Close to 14,000 [tickets] are allotted for suites and hospitality tents, meaning just 9,000 tickets classify as general admission. Out of the 9,000, it’s believed just half were allotted to the general public, as LACC gobbled up somewhere in the range of 4,000 to 4,500 of those tickets.

So across the weekend, only about 4,000 tickets per day were given to general fans; the rest were handed out to corporate sponsors and LACC members. That isn’t the course’s fault: that’s the discretion of the USGA. As is the setup, which, as detailed above, could have used some tinkering in a few places.

If people remember this as a “bad” U.S. Open, or come away thinking of LACC as a poor U.S. Open test, that falls on the USGA and how they handled this week. Here’s hoping that by the next time LACC is in the spotlight—the 2039 championship—the USGA will have learned from its mistakes.

Winner: Phil Mickelson’s Heckler

If you’ve ever wondered what it felt like to be Happy Gilmore and have Shooter McGavin’s paid henchman follow you around to throw you off your game, well, Phil Mickelson could probably give you some insight. At the 9th hole on Thursday, Phil went to line up a putt and was met with the barbs of a man standing in the grandstand, dressed in a sombrero and a stick-on mustache. No, I’m not kidding.

In a rant that reporters said lasted about 30 seconds, the man read from a script and took issue with Phil over his joining with LIV (fine); his abandoning guys on tour who looked up to him (sure); and also his “Victoria Secret’s sponsorship” and another thing that apparently included the phrase “red lipstick and nine-inch heels” (huh?).

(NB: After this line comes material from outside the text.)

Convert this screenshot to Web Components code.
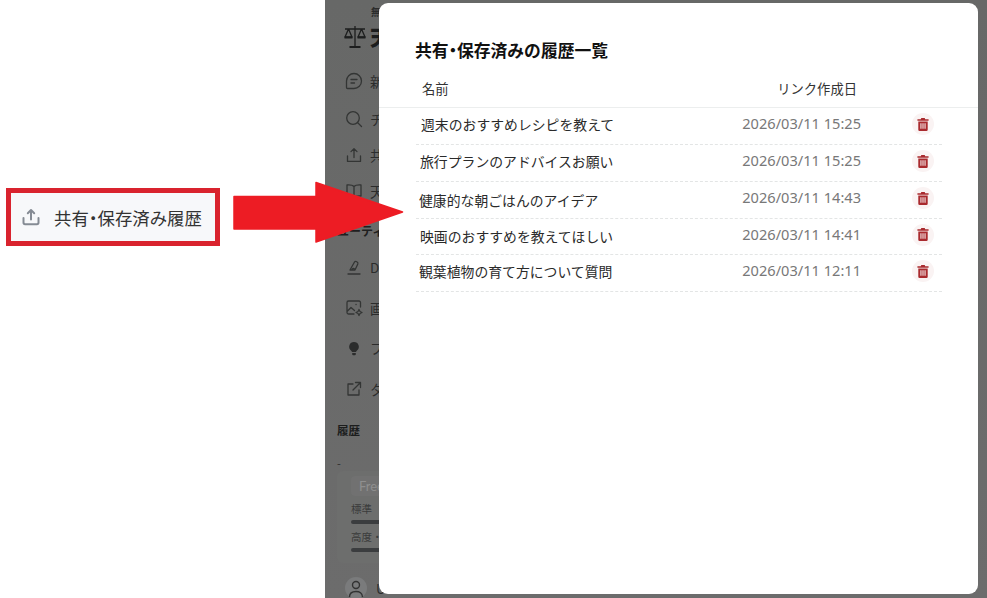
<!DOCTYPE html>
<html lang="ja"><head><meta charset="utf-8"><title>履歴</title>
<style>
html,body{margin:0;padding:0;background:#fff}
body{font-family:"Noto Sans CJK JP","Noto Sans",sans-serif}
</style></head><body>
<app-shell>
  <share-callout slot="left">共有<span style="font-feature-settings:'palt'">・</span>保存済み履歴</share-callout>
  <dim-sidebar slot="main"></dim-sidebar>
  <history-modal slot="main" heading="共有・保存済みの履歴一覧">
    <history-row name="週末のおすすめレシピを教えて" date="2026/03/11 15:25" nudge="5" lift="4"></history-row>
    <history-row name="旅行プランのアドバイスお願い" date="2026/03/11 15:25" nudge="4" lift="4"></history-row>
    <history-row name="健康的な朝ごはんのアイデア" date="2026/03/11 14:43" nudge="3" lift="1"></history-row>
    <history-row name="映画のおすすめを教えてほしい" date="2026/03/11 14:41" nudge="4" lift="2" h="36"></history-row>
    <history-row name="観葉植物の育て方について質問" date="2026/03/11 12:11" nudge="3" lift="4"></history-row>
  </history-modal>
  <red-arrow slot="over"></red-arrow>
</app-shell>
<script>
const def=(name,html,init)=>customElements.define(name,class extends HTMLElement{
  connectedCallback(){ if(this.shadowRoot) return; const r=this.attachShadow({mode:'open'}); r.innerHTML=html; init&&init(this,r); }
});
const FONT='"Noto Sans CJK JP","Noto Sans",sans-serif';
const upload=(s,c,w)=>`<svg width="${s}" height="${s}" viewBox="0 0 18 18" fill="none" stroke="${c}" stroke-width="${w}" stroke-linecap="round" stroke-linejoin="round"><path d="M9 11.500V2.200M5.800 5.200 9 2l3.200 3.200M1.500 10v4.600a1.600 1.600 0 0 0 1.600 1.600h11.800a1.600 1.600 0 0 0 1.600-1.600V10"/></svg>`;

def('app-shell',`<style>
:host{display:flex;position:relative;width:987px;height:598px;overflow:hidden;background:#fff}
.left{flex:0 0 325px}
.main{flex:1;position:relative;overflow:hidden;background:linear-gradient(#676867,#6c6c6c)}
</style><div class="left"><slot name="left"></slot></div><div class="main"><slot name="main"></slot></div><slot name="over"></slot>`);

def('share-callout',`<style>
:host{display:flex;align-items:center;box-sizing:border-box;width:214px;height:58px;margin:188px 0 0 6px;
border:5px solid #d9232e;background:#f7f8fa;padding-left:11px;gap:14px;color:#333;font:17.400px ${FONT};white-space:nowrap}
svg{flex:none}
</style>${upload(18,'#858b94',2)}<span><slot></slot></span>`);

def('red-arrow',`<style>
:host{display:block;position:absolute;left:233px;top:181px;width:171px;height:62px;line-height:0}
</style><svg width="171" height="62" viewBox="0 0 171 62"><path fill="#ed1c24" stroke="#ed1c24" stroke-width="1.500" stroke-linejoin="round" d="M1 15.500H83V1.500L169.500 31 83 61V48H1Z"/></svg>`);

const ink='#2b2c2c';
const ic={
 chat:`<path d="M9 1.500a7.500 7.500 0 0 1 0 15H2.500a1 1 0 0 1-1-1V9A7.500 7.500 0 0 1 9 1.500ZM6 7.500h6M6 11h3.500"/>`,
 search:`<circle cx="8" cy="8" r="6.300"/><path d="m13 13 3.500 3.500"/>`,
 up:`<path d="M9 11.500V3M6 5.600 9 2.600l3 3M2.500 10v5.400h13V10"/>`,
 book:`<path d="M9 4.500C7.500 3 5 2.800 2 3v11c3-.2 5.500 0 7 1.400 1.500-1.400 4-1.600 7-1.400V3c-3-.2-5.500 0-7 1.500ZM9 4.500v10.900"/>`,
 pen:`<path d="M5 12 9.500 4c1-1.500 4 .2 3.300 2L10 12ZM7 12c.5-2 2-2.500 3 0M3 16h12"/>`,
 img:`<path d="M15.500 8V3.500A1.500 1.500 0 0 0 14 2H3.500A1.500 1.500 0 0 0 2 3.500v10A1.500 1.500 0 0 0 3.500 15H9M2.500 12l3.500-3.500 3.500 3M11 5.500h.1M14 10.500l1 2 2 1-2 1-1 2-1-2-2-1 2-1Z"/>`,
 bulb:`<path fill="#2b2c2c" stroke="none" d="M9 3a4.800 4.800 0 0 0-2.800 8.700c.5.400.8 1 .8 1.300h4c0-.3.3-.9.800-1.300A4.800 4.800 0 0 0 9 3ZM7.200 14h3.600v1.200a1 1 0 0 1-1 1H8.200a1 1 0 0 1-1-1Z"/>`,
 ext:`<path d="M8 4H3v11h11v-5M10.500 2.500h5v5M15.500 2.500 8 10"/>`
};
const svg=k=>`<svg width="18" height="18" viewBox="0 0 18 18" fill="none" stroke="#333534" stroke-width="1.300" stroke-linecap="round" stroke-linejoin="round">${ic[k]}</svg>`;
const row=(k,t,h,mt=0)=>`<div class="row" style="height:${h}px;margin-top:${mt}px">${svg(k)}<span>${t}</span></div>`;
def('dim-sidebar',`<style>
:host{display:block;box-sizing:border-box;width:100%;height:598px;padding:5px 0 0 20px;color:${ink};font:13.500px ${FONT};white-space:nowrap;overflow:hidden}
.tag{font-size:10px;font-weight:700;line-height:14px;margin-left:26px}
.logo{display:flex;align-items:center;gap:3px;height:28px;margin:3px 0 12px -2px}
.logo b{font-size:21px;line-height:28px;font-weight:900;color:#1c1d1d}
.row{display:flex;align-items:center;gap:7px}
.sec{font-weight:700;font-size:11.500px;height:20px;line-height:20px;margin:8px 0 0 -8px;color:#1c1d1d}
.util{font-weight:700;font-size:12px;height:22px;line-height:22px;margin:10px 0 0 -8px;color:#1f2020}
.dash{font-size:11px;height:14px;line-height:14px;margin:16px 0 0 -8px}
.card{box-sizing:border-box;margin:1px 0 0 -8px;height:92px;width:300px;padding:5px 0 0 14px;font-size:10.500px;color:#3a3b3b;background:#6d6e6d;border-radius:6px}
.chip{display:inline-block;font:13px Lato,sans-serif;color:#8f8f8f;background:#717171;padding:2px 8px;border-radius:4px;height:16px;line-height:16px}
.lab{height:14px;line-height:14px;margin-top:6px}
.bar{height:4px;background:#3b3d3f;border-radius:2px;margin-top:4px;width:260px}
.bar+.lab{margin-top:6px}
.user{display:flex;align-items:center;gap:9px;margin-top:14px}
.av{width:22px;height:22px;border-radius:50%;background:#7a7b7c;display:flex;align-items:center;justify-content:center}
</style>
<div class="tag">無</div>
<div class="logo"><svg width="24" height="25" viewBox="0 0 24 25" fill="none" stroke="#1d1e1e" stroke-width="1.300" stroke-linejoin="round"><path d="M12 2v20M2 5h20M5.500 5 2 13h7ZM18.500 5 15 13h7Z"/><path d="M1.500 13.500h8M14.500 13.500h8M6.500 23h11" stroke-width="2"/></svg><b>天</b></div>
${row('chat','新',38)}
${row('search','チ',38)}
${row('up','共',34)}
${row('book','天',38)}
<div class="util">ユーティ</div>
${row('pen','D',38,6)}
${row('img','画',44)}
${row('bulb','フ',36)}
${row('ext','タ',46)}
<div class="sec">履歴</div>
<div class="dash">-</div>
<div class="card"><span class="chip">Free</span>
<div class="lab">標準</div><div class="bar"></div>
<div class="lab">高度・</div><div class="bar"></div></div>
<div class="user"><span class="av"><svg width="16" height="18" viewBox="0 0 16 18" fill="none" stroke="#333" stroke-width="1.400"><circle cx="8" cy="6" r="3.500"/><path d="M1.500 18c0-4 3-5.500 6.500-5.500s6.500 1.500 6.500 5.500"/></svg></span><span>U</span></div>`);

def('history-modal',`<style>
:host{display:block;position:absolute;left:54px;top:3px;box-sizing:border-box;width:599px;height:591px;background:#fff;border-radius:9px;
padding:35px 0 0;color:#222;font-family:${FONT}}
h2{margin:0 0 0 36px;font-size:16.800px;font-weight:700;line-height:24px;color:#111;white-space:nowrap}
h2 i{font-style:normal;font-feature-settings:"palt"}
.head{display:flex;align-items:center;height:37px;margin-top:8px;padding:0 0 0 43px;font-size:13.300px;color:#333;border-bottom:1.500px solid #eceeee}
.head .n{flex:1}
.head .d{margin-right:121px;white-space:nowrap}
.rows{margin:0 36px 0 37px}
</style>
<h2 id="t"></h2>
<div class="head"><span class="n">名前</span><span class="d">リンク作成日</span></div>
<div class="rows"><slot></slot></div>`,(el,r)=>{
  const [a,b]=el.getAttribute('heading').split('・');
  r.getElementById('t').innerHTML=a+'<i>・</i>'+b;
});

def('history-row',`<style>
:host{display:flex;align-items:center;box-sizing:border-box;height:37px;border-bottom:1px dashed #e3e5e5;white-space:nowrap}
.n{flex:1;font-size:13.850px;color:#2a2a2a}
.d{font:14.600px "Noto Sans",sans-serif;color:#787878;margin-right:51px;position:relative;top:-3px}
.b{flex:none;width:22px;height:22px;margin:-4px 8px 0 0;border-radius:50%;background:#faf3f3;display:flex;align-items:center;justify-content:center}
</style>
<span class="n" id="n"></span><span class="d" id="d"></span>
<span class="b"><svg width="12" height="13" viewBox="0 0 14 15"><path fill="#a92a2e" d="M5 0h4l.6 1.300H13.500v1.700H.5V1.300H4.400ZM1.500 4h11v9.500A1.500 1.500 0 0 1 11 15H3a1.500 1.500 0 0 1-1.500-1.500ZM4 6v6.500h1.200V6Zm2.400 0v6.500h1.200V6ZM8.800 6v6.500H10V6Z"/></svg></span>`,(el,r)=>{
  const n=r.getElementById('n');n.textContent=el.getAttribute('name');
  n.style.paddingLeft=el.getAttribute('nudge')+'px';
  n.style.paddingBottom=el.getAttribute('lift')+'px';
  if(el.hasAttribute('h')) el.style.height=el.getAttribute('h')+'px';
  r.getElementById('d').textContent=el.getAttribute('date');
});
</script></body></html>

The man was eventually escorted from the grandstand, but Mickelson was heckled again on Friday, his 53rd birthday, as he walked from the 14th green to the 15th tee box. Mickelson’s playing partners across the two days, Padraig Harrington and Keegan Bradley, said they thought it was the same man who’d sought Phil out on Thursday—only with a wig this time instead of a sombrero. Now, while you may think that anyone who dresses up in disguise and goes to a golf tournament to heckle one person should be considered a loser, Phil did end up missing the cut after shooting an opening-round 69. So, I guess, maybe mission accomplished?

Loser: The Marine Layer

Shout-out to all the weather geeks out there—this U.S. Open was for you.

Seriously: If you like being told about obscure cloud formations and how they can impact the moisture levels of a golf course, there was nowhere better to be this weekend than sitting in front of your TV, locked into the NBC broadcast. Yes, the marine layer—which comes off the Pacific Ocean in L.A. and creates the cloud cover residents often call “June gloom”—was a definite factor in play this weekend. But it was also referenced a lot.

I know it had a legitimate impact on the course this week (some of why Thursday’s round was so getable was because LACC had a full day of cloud cover). And viewers deserve to have all the information. But when people are memeing the hell out of a weather phenomenon, maybe you should ease up on the references.

Winner: The PGA Tour

Congrats to the PGA Tour on getting a week where people mostly forgot they just took a deal with the Saudi Arabia Public Investment Fund and forever changed the landscape of golf. This respite won’t last long, but hey, it was probably a nice break for the PR teams.